Just as “the best defense against an activist investor is consistent performance that realizes the company’s stated goals; anything else makes the company vulnerable”, I believe that a compliance program should also measure itself against stated goals. The FCPA Guidance makes clear that a compliance program begins with a risk assessment. The reason is not only to use the risk assessment to determine where your compliance program might stand but also to create a road map for future enhancements. It is also important to set realistic expectations. Overly ambitious compliance goals, which ultimately fall short can trip up a CCO and make a program vulnerable to criticisms.

Don’t Dismiss Activist Ideas Out of Hand

The authors note “Most activist investors are smart, motivated people who often notice things that boards and managers overlook. It is generally worth listening to their recommendations and implementing the ones that make sense.” For the CCO or compliance practitioner, I have long advocated listening to the business units to help see what works and what does not work. This does not mean a compliance program can only be followed when feasible, but it may require compliance program flexibility to allow it to not only measure and assess risk but to adequately manage compliance risk.
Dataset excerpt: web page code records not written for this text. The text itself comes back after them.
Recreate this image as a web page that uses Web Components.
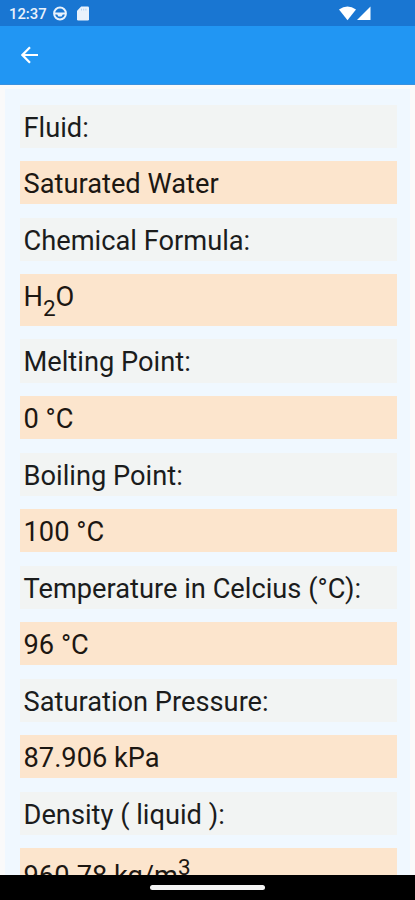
<!DOCTYPE html>
<html lang="en">
<head>
<meta charset="utf-8">
<meta name="viewport" content="width=device-width, initial-scale=1">
<title>Fluid properties</title>
<style>
  html, body { margin: 0; height: 100%; overflow: hidden; }
  body { font-family: Roboto, "Liberation Sans", sans-serif; }
</style>
</head>
<body>
<fluid-app>
  <status-bar slot="top" time="12:37"></status-bar>
  <app-bar slot="top"></app-bar>

  <property-row>Fluid:</property-row>
  <property-row value>Saturated Water</property-row>
  <property-row>Chemical Formula:</property-row>
  <property-row value sub>H<sub>2</sub>O</property-row>
  <property-row>Melting Point:</property-row>
  <property-row value>0 °C</property-row>
  <property-row>Boiling Point:</property-row>
  <property-row value>100 °C</property-row>
  <property-row>Temperature in Celcius (°C):</property-row>
  <property-row value>96 °C</property-row>
  <property-row>Saturation Pressure:</property-row>
  <property-row value>87.906 kPa</property-row>
  <property-row>Density ( liquid ):</property-row>
  <property-row value sup>960.78 kg/m<sup>3</sup></property-row>

  <nav-bar slot="bottom"></nav-bar>
</fluid-app>

<script>
class FluidApp extends HTMLElement {
  constructor() {
    super();
    this.attachShadow({ mode: 'open' }).innerHTML = `
      <style>
        :host {
          display: flex;
          flex-direction: column;
          height: 900px;
          background: #fafafa;
        }
        .content {
          flex: 1;
          min-height: 0;
          overflow: hidden;
          padding: 4px 5px 0;
        }
        .list {
          display: flex;
          flex-direction: column;
          gap: 13.4px;
          padding: 15.5px 13.5px 0 15px;
          background: #f0f8ff;
        }
      </style>
      <slot name="top"></slot>
      <main class="content"><div class="list"><slot></slot></div></main>
      <slot name="bottom"></slot>
    `;
  }
}

/* <status-bar> — clock on the left, connectivity on the right */
class StatusBar extends HTMLElement {
  constructor() {
    super();
    this.attachShadow({ mode: 'open' }).innerHTML = `
      <style>
        :host {
          display: flex;
          align-items: center;
          flex: none;
          height: 26px;
          box-sizing: border-box;
          padding: 1px 44px 0 9px;
          background: #1976d2;
          color: #e9f2fc;
        }
        .time { width: 44px; font-size: 14.8px; font-weight: 500; line-height: 26px; }
        svg { display: block; flex: none; }
        .wheel { margin-right: 10px; }
        .wifi { margin-left: auto; margin-right: 1px; }
      </style>
      <span class="time"></span>
      <svg class="wheel" width="14" height="15" viewBox="0 0 14 15">
        <circle cx="7" cy="7.5" r="5.9" fill="none" stroke="currentColor" stroke-width="2"/>
        <path d="M1.5 6.4H12.5V8.4H9.8L8.6 10.4H5.4L4.2 8.4H1.5Z" fill="currentColor"/>
      </svg>
      <svg width="12" height="15" viewBox="0 0 12 15">
        <path d="M4.2 .5H10.7Q12 .5 12 1.800V13.200Q12 14.500 10.700 14.500H1.300Q0 14.500 0 13.200V4.700Z" fill="currentColor"/>
        <path d="M4.500 2.700V4.500M6.700 2.700V4.500M8.900 2.700V4.500" stroke="#b4d2f0" stroke-width="1"/>
      </svg>
      <svg class="wifi" width="17" height="15" viewBox="0 0 17 15">
        <path d="M0 3.600Q8.500-2.700 17 3.600L8.500 14.200Z" fill="#fff"/>
      </svg>
      <svg width="14" height="15" viewBox="0 0 14 15">
        <path d="M13.500 .5V14H0Z" fill="#fff"/>
      </svg>
    `;
  }

  connectedCallback() {
    this.shadowRoot.querySelector('.time').textContent = this.getAttribute('time');
  }
}

/* <app-bar> — toolbar with the back arrow */
class AppBar extends HTMLElement {
  constructor() {
    super();
    this.attachShadow({ mode: 'open' }).innerHTML = `
      <style>
        :host {
          display: flex;
          align-items: center;
          flex: none;
          height: 59px;
          box-sizing: border-box;
          padding: 0 21px;
          border-bottom: 1px solid #3a91df;
          background: #2196f3;
        }
        button {
          display: flex;
          padding: 0;
          border: none;
          background: none;
          color: #fff;
        }
      </style>
      <button type="button" aria-label="Back">
        <svg width="18" height="18" viewBox="0 0 18 18" fill="none" stroke="currentColor" stroke-width="2.2">
          <path d="M17 9H2M9 1.200L1.400 9L9 16.800"/>
        </svg>
      </button>
    `;
  }
}

/* <property-row> — caption by default, highlighted with the value attribute */
class PropertyRow extends HTMLElement {
  constructor() {
    super();
    this.attachShadow({ mode: 'open' }).innerHTML = `
      <style>
        :host {
          display: block;
          flex: none;
          height: 43.15px;
          box-sizing: border-box;
          padding-left: 3.5px;
          background: #f2f4f3;
          color: #1b1c1c;
          font-size: 27.25px;
          line-height: 47px;
          white-space: nowrap;
        }
        :host([value]) { background: #fce5cd; color: #1c1712; }
        :host([sub]) { height: 52px; }
        :host([sup]) { height: 52px; padding-top: 5px; }
        ::slotted(sub), ::slotted(sup) {
          font-size: 22.5px;
          line-height: 0;
          vertical-align: baseline;
          position: relative;
        }
        ::slotted(sub) { top: 10px; }
        ::slotted(sup) { top: -10.5px; }
      </style>
      <slot></slot>
    `;
  }
}

/* <nav-bar> — gesture handle */
class NavBar extends HTMLElement {
  constructor() {
    super();
    this.attachShadow({ mode: 'open' }).innerHTML = `
      <style>
        :host {
          display: flex;
          justify-content: center;
          flex: none;
          height: 25px;
          box-sizing: border-box;
          padding-top: 10px;
          background: #000;
        }
        .handle { width: 115px; height: 5px; border-radius: 2.5px; background: #f5f5f5; }
      </style>
      <div class="handle"></div>
    `;
  }
}

customElements.define('fluid-app', FluidApp);
customElements.define('status-bar', StatusBar);
customElements.define('app-bar', AppBar);
customElements.define('property-row', PropertyRow);
customElements.define('nav-bar', NavBar);
</script>
</body>
</html>
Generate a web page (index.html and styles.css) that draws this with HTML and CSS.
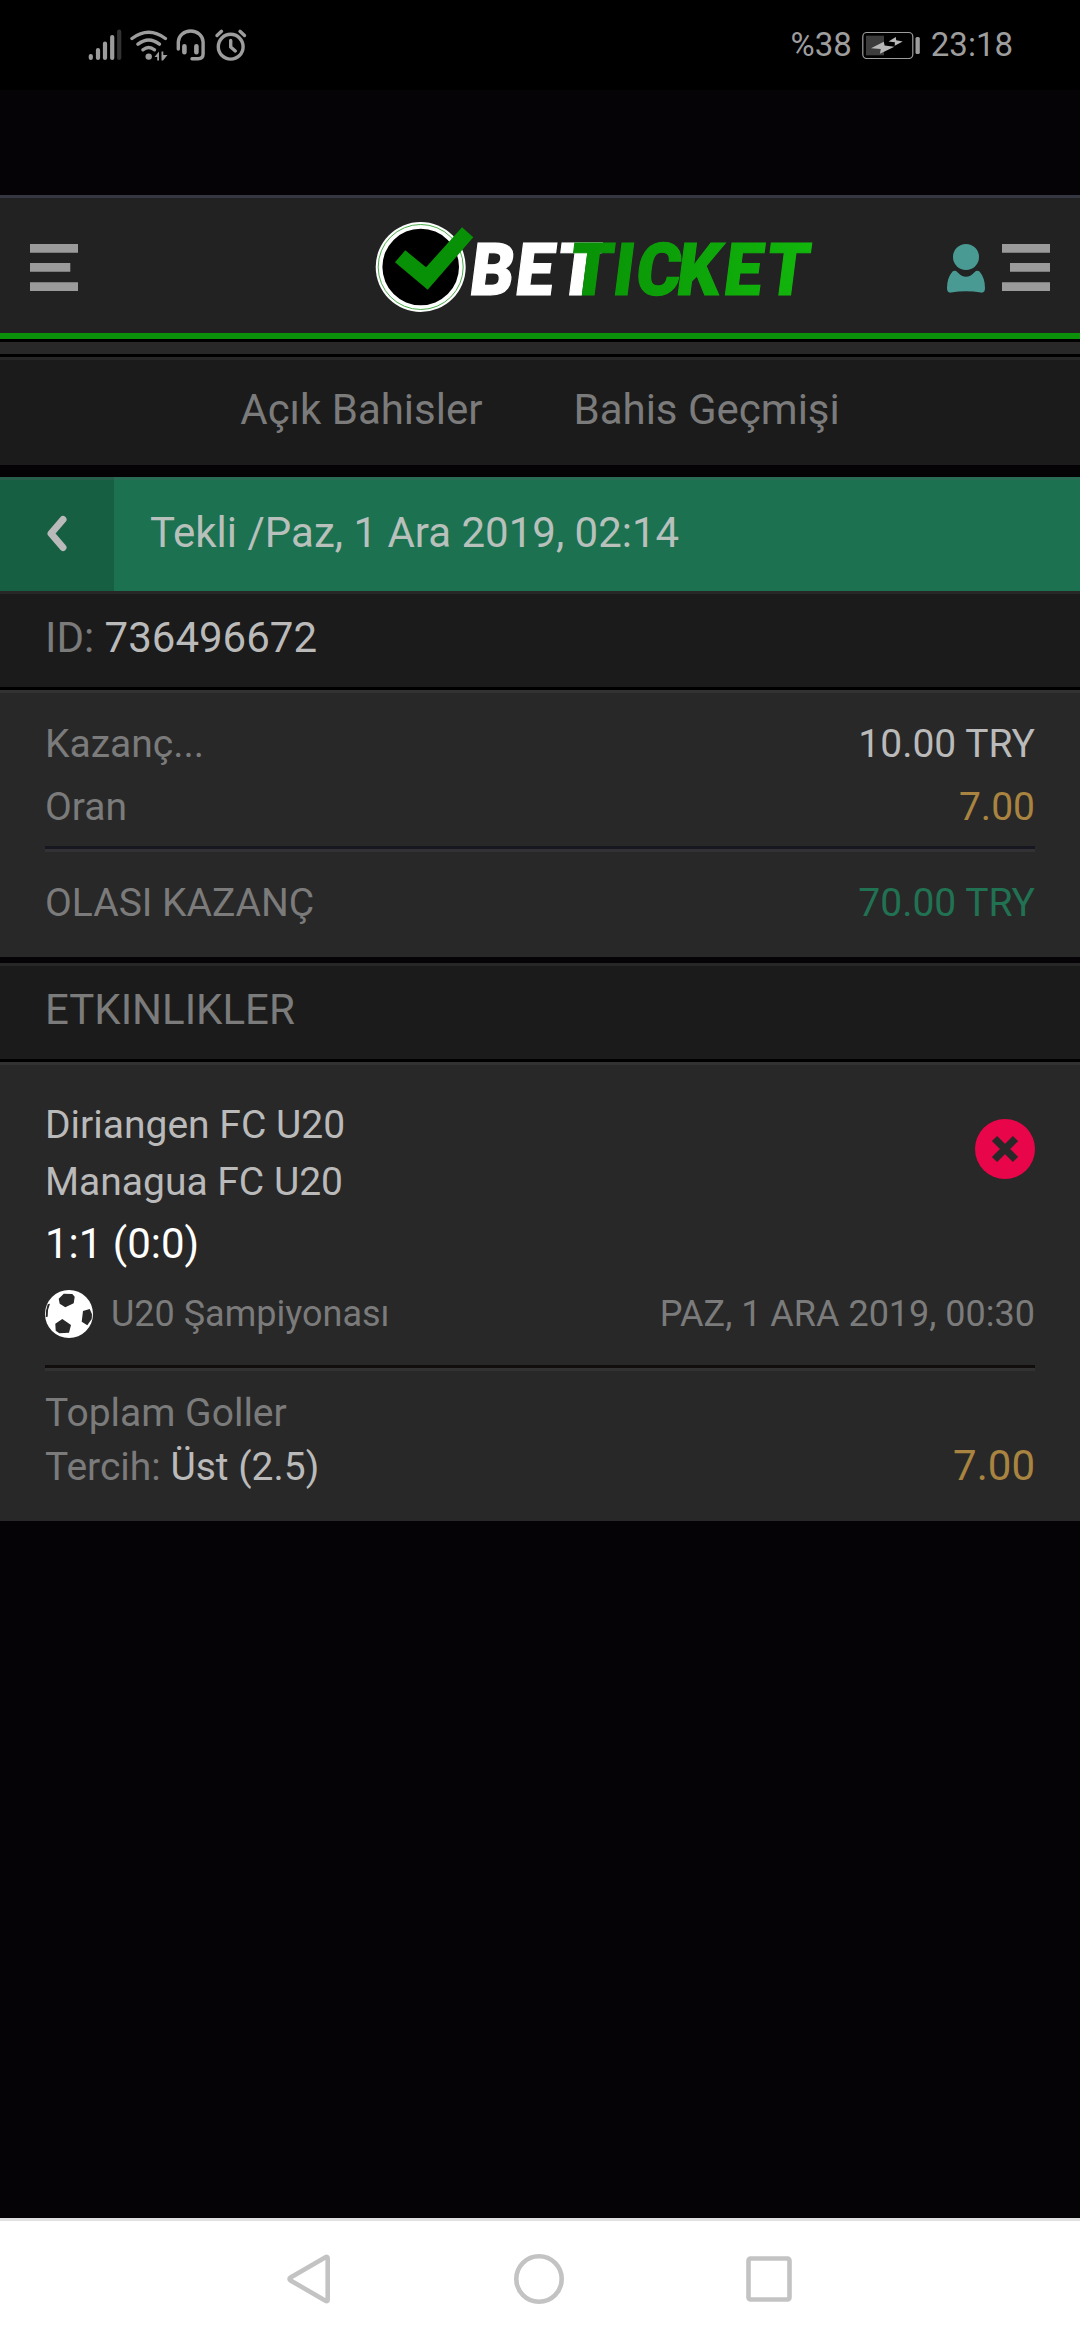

Doing What’s Best for All Your Shareholders

The authors believe “One of a board’s most important roles is to ensure that the company stays true to the mission and values that have made it successful. In recent years several activist fund managers with no industry experience have come to corporations with proposals for radical, unproven course changes. Sometimes major changes are needed, but companies that allow outside activists to implement them without full and careful consideration risk losing the commitment and engagement of their employees and customers.” Similarly, a CCO or compliance professional needs “to work to ensure the long-term viability of the company’s [compliance] mission and strategy.”

Whether you are a lawyer or not, I believe that the Magna Carta is one of the most significant legal documents in the history of Anglo jurisprudence. Even if King John signed it at the point of a knife to his throat, or not, it became one of the foundation documents for English and, later, American law. But another lesson one may draw from it was that King John was not prepared when his Barons revolted against him. The HBR article provides a clear path for the compliance practitioner to follow to prepare for excess, outside, unwanted or other scrutiny.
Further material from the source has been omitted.